Supplied information:

***

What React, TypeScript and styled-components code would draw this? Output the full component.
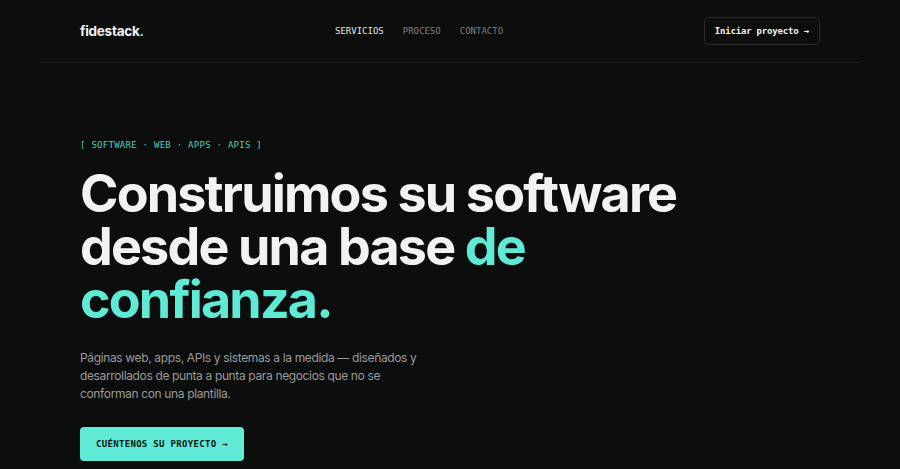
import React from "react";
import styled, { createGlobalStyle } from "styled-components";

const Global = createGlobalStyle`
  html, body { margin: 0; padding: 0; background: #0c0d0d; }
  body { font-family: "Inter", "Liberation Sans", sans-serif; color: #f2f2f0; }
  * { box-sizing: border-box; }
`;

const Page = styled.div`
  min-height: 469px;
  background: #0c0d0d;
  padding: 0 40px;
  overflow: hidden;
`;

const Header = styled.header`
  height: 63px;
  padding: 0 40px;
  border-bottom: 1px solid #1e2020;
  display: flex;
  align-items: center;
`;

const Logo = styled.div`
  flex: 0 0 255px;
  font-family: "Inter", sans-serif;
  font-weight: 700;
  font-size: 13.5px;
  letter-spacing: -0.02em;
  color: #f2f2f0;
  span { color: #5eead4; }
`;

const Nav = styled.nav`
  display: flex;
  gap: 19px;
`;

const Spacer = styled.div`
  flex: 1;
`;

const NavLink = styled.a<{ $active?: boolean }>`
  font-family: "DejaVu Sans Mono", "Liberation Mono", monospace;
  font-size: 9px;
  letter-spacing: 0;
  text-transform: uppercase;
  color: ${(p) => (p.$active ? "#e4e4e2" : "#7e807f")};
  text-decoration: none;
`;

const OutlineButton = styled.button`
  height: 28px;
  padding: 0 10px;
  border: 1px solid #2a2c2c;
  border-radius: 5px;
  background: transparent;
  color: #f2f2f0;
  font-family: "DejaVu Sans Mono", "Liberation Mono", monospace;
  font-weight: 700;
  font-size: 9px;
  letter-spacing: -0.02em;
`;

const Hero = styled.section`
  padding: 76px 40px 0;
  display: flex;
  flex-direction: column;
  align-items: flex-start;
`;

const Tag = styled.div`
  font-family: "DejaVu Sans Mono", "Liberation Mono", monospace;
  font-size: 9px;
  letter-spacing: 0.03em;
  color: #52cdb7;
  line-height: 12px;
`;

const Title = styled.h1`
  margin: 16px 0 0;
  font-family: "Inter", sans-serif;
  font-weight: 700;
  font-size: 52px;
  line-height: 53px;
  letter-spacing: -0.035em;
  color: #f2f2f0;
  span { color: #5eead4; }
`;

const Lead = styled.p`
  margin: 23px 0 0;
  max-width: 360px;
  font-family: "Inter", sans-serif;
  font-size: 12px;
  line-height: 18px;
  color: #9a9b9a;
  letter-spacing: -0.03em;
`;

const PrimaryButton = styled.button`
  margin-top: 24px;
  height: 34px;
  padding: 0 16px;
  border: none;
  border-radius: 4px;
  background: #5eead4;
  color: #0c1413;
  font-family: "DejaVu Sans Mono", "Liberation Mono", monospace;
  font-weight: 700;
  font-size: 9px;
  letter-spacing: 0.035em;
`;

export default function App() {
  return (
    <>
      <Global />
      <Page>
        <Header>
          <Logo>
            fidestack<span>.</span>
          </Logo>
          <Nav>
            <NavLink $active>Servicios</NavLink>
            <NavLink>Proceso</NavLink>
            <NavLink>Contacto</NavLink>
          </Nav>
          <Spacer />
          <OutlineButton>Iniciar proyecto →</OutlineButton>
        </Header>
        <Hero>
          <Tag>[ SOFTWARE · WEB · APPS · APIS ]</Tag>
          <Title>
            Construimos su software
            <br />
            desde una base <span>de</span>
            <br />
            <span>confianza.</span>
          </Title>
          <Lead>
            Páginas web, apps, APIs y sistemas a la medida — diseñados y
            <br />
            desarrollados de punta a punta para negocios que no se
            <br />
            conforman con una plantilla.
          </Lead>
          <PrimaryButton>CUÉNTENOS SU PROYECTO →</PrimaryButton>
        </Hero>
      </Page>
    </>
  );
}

***

Brief:
Write out again every line above exactly as given; the pictures do not belong in the copy.

Result of the exercise:
What React, TypeScript and styled-components code would draw this? Output the full component.
import React from "react";
import styled, { createGlobalStyle } from "styled-components";

const Global = createGlobalStyle`
  html, body { margin: 0; padding: 0; background: #0c0d0d; }
  body { font-family: "Inter", "Liberation Sans", sans-serif; color: #f2f2f0; }
  * { box-sizing: border-box; }
`;

const Page = styled.div`
  min-height: 469px;
  background: #0c0d0d;
  padding: 0 40px;
  overflow: hidden;
`;

const Header = styled.header`
  height: 63px;
  padding: 0 40px;
  border-bottom: 1px solid #1e2020;
  display: flex;
  align-items: center;
`;

const Logo = styled.div`
  flex: 0 0 255px;
  font-family: "Inter", sans-serif;
  font-weight: 700;
  font-size: 13.5px;
  letter-spacing: -0.02em;
  color: #f2f2f0;
  span { color: #5eead4; }
`;

const Nav = styled.nav`
  display: flex;
  gap: 19px;
`;

const Spacer = styled.div`
  flex: 1;
`;

const NavLink = styled.a<{ $active?: boolean }>`
  font-family: "DejaVu Sans Mono", "Liberation Mono", monospace;
  font-size: 9px;
  letter-spacing: 0;
  text-transform: uppercase;
  color: ${(p) => (p.$active ? "#e4e4e2" : "#7e807f")};
  text-decoration: none;
`;

const OutlineButton = styled.button`
  height: 28px;
  padding: 0 10px;
  border: 1px solid #2a2c2c;
  border-radius: 5px;
  background: transparent;
  color: #f2f2f0;
  font-family: "DejaVu Sans Mono", "Liberation Mono", monospace;
  font-weight: 700;
  font-size: 9px;
  letter-spacing: -0.02em;
`;

const Hero = styled.section`
  padding: 76px 40px 0;
  display: flex;
  flex-direction: column;
  align-items: flex-start;
`;

const Tag = styled.div`
  font-family: "DejaVu Sans Mono", "Liberation Mono", monospace;
  font-size: 9px;
  letter-spacing: 0.03em;
  color: #52cdb7;
  line-height: 12px;
`;

const Title = styled.h1`
  margin: 16px 0 0;
  font-family: "Inter", sans-serif;
  font-weight: 700;
  font-size: 52px;
  line-height: 53px;
  letter-spacing: -0.035em;
  color: #f2f2f0;
  span { color: #5eead4; }
`;

const Lead = styled.p`
  margin: 23px 0 0;
  max-width: 360px;
  font-family: "Inter", sans-serif;
  font-size: 12px;
  line-height: 18px;
  color: #9a9b9a;
  letter-spacing: -0.03em;
`;

const PrimaryButton = styled.button`
  margin-top: 24px;
  height: 34px;
  padding: 0 16px;
  border: none;
  border-radius: 4px;
  background: #5eead4;
  color: #0c1413;
  font-family: "DejaVu Sans Mono", "Liberation Mono", monospace;
  font-weight: 700;
  font-size: 9px;
  letter-spacing: 0.035em;
`;

export default function App() {
  return (
    <>
      <Global />
      <Page>
        <Header>
          <Logo>
            fidestack<span>.</span>
          </Logo>
          <Nav>
            <NavLink $active>Servicios</NavLink>
            <NavLink>Proceso</NavLink>
            <NavLink>Contacto</NavLink>
          </Nav>
          <Spacer />
          <OutlineButton>Iniciar proyecto →</OutlineButton>
        </Header>
        <Hero>
          <Tag>[ SOFTWARE · WEB · APPS · APIS ]</Tag>
          <Title>
            Construimos su software
            <br />
            desde una base <span>de</span>
            <br />
            <span>confianza.</span>
          </Title>
          <Lead>
            Páginas web, apps, APIs y sistemas a la medida — diseñados y
            <br />
            desarrollados de punta a punta para negocios que no se
            <br />
            conforman con una plantilla.
          </Lead>
          <PrimaryButton>CUÉNTENOS SU PROYECTO →</PrimaryButton>
        </Hero>
      </Page>
    </>
  );
}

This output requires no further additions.